Saudi Arabia’s dire rights record looms over G-20 summit

Riyadh’s hosting of the annual summit has drawn criticism from a broad coalition of human rights groups.

When world leaders gather virtually for the Group of 20 summit this weekend, they’ll do so despite a monthslong campaign from activists urging participants to boycott the annual event or risk sidelining calls to address Saudi Arabia’s abysmal human rights record.

For Saudi Arabia, the first Arab country to ever host the annual meeting of the world’s largest economies, the G-20 is an opportunity to showcase recent social and economic reforms. For human rights campaigners, it’s a venue for attempted image-laundering.

“We see this as, quite frankly, another opportunity that they’re trying to use to legitimize their rule,” said Bethany Alhaidari, executive director at the Saudi American Justice Project.

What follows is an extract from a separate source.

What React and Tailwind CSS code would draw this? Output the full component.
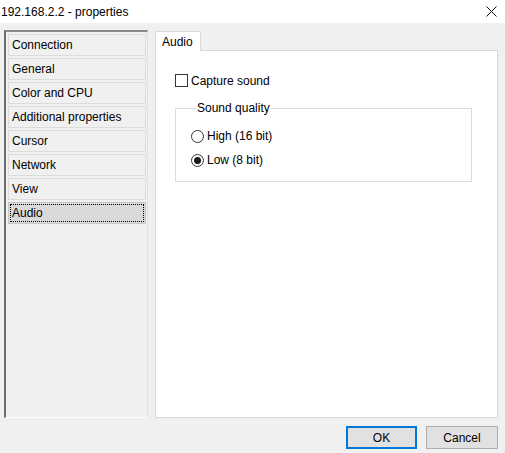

A coalition of international and Saudi exile groups have sought to highlight the repression they say has escalated under crown prince and de facto ruler, Mohammed bin Salman. The organizations, along with family members of those killed or imprisoned in Saudi Arabia, have banded together to launch online petitions, virtual events and letter-writing campaigns geared at making human rights a part of the G-20 conversation.

No participant countries announced their withdrawal from the summit, but the recent activism appears to have paid off in other ways.

The mayors of New York, Los Angeles, London and Paris all boycotted the Urban 20 Summit, one of the summit’s run-up events in October. An American delegate to the Women 20 Summit dropped out in solidarity with female activists in Saudi Arabia, and more than 220 civil society organizations refused to participate in the convening of the Civil 20.

Meanwhile, a chorus of lawmakers across Europe and the United States expressed their concerns over Riyadh’s G-20 chairmanship. Over 400 members of the European Parliament voted in favor of a resolution urging leaders to downgrade the EU’s diplomatic representation at the summit. In Congress, a group of 45 House Democrats issued a letter to Secretary of State Mike Pompeo calling on him to snub this year’s G-20 if Saudi Arabia didn’t first deliver on much-needed reforms.

“We’ve seen a broad rejection of the Saudi G-20,” said Sunjeev Bery, the executive director of rights group Freedom Forward. “It speaks to the incredible discontent that many officials have with their own governments’ relationships with this particularly brutal government.”

Bery, whose organization campaigns for the United States to sever ties with nondemocratic governments, called the recent advocacy “just the beginning” of a multiyear effort to amplify diverse voices within Saudi society and the exile community.

The Saudi Embassy in Washington did not respond to Al-Monitor’s request for comment. But Saudi Arabia’s ambassador to the United States on Wednesday slammed what she called an “inaccurate and distorted narrative” of the conservative Gulf country.

“Some critics still cling to outdated, outmoded, completely obsolete views of the kingdom,” said Princess Reema bint Bandar bin Sultan at a conference hosted by the National Council on US-Arab Relations. “Saudi Arabia takes a lot of heat and not just because we’re in a desert.”

The virtual summit comes two years after Jamal Khashoggi’s murder thrust the kingdom’s human rights record back into the spotlight. A lack of meaningful accountability in Saudi Arabia spurred Khashoggi’s fiancee, Hatice Cengiz, to file a civil lawsuit in Washington last month against the crown prince and other Saudi officials accused of playing a role in the journalist’s murder.

Saudi Arabia blames a “rogue operation” and denies the CIA’s conclusion that Prince Mohammed ordered the assassination.

“Jamal is the most symbolic of how wrong it’s gone inside Saudi Arabia,” said Safa al Ahmad, acting director of the London-based ALQST for Human Rights. “They got away with murdering Jamal Khashoggi in their consulate and yet everybody is finding it acceptable to host the G-20.”

Saudi Arabia also raised eyebrows when it put “women’s empowerment” on the G-20 agenda. Two years ago, the government won praise for lifting its ban on women driving and later took steps to ease male guardianship laws. But female activists who campaigned for those very freedoms — Loujain al-Hathloul, Nassima al-Sada, Samar Badawi, Nouf Abdulaziz and Maya’a al-Zahrani — remain in detention.

“We are calling on Saudi Arabia to release, without any conditions, the rest of the women who are still in prison,” said Suad Abu-Dayyeh, a Middle East and North Africa consultant at Equality Now. “We will continue to fight until these women are out of prison.”

Their unconditional release is one the demands made by Saudi activists, academics and intellectuals who put out what they’re calling the “People’s Vision for Reform,” a play on the crown prince’s “Vision 2030” plan to modernize the country. In separate development in September, a group of exiled dissidents has launched a Saudi opposition party aimed at challenging the royal family’s rule.

The way critics of the Saudi monarchy have rallied around each other and are speaking out is unprecedented, said Alhaidari.

“I think we’re seeing a shift in the community and a lot of collaboration,” she said. “It’s the start of a new era in the Saudi human rights space.”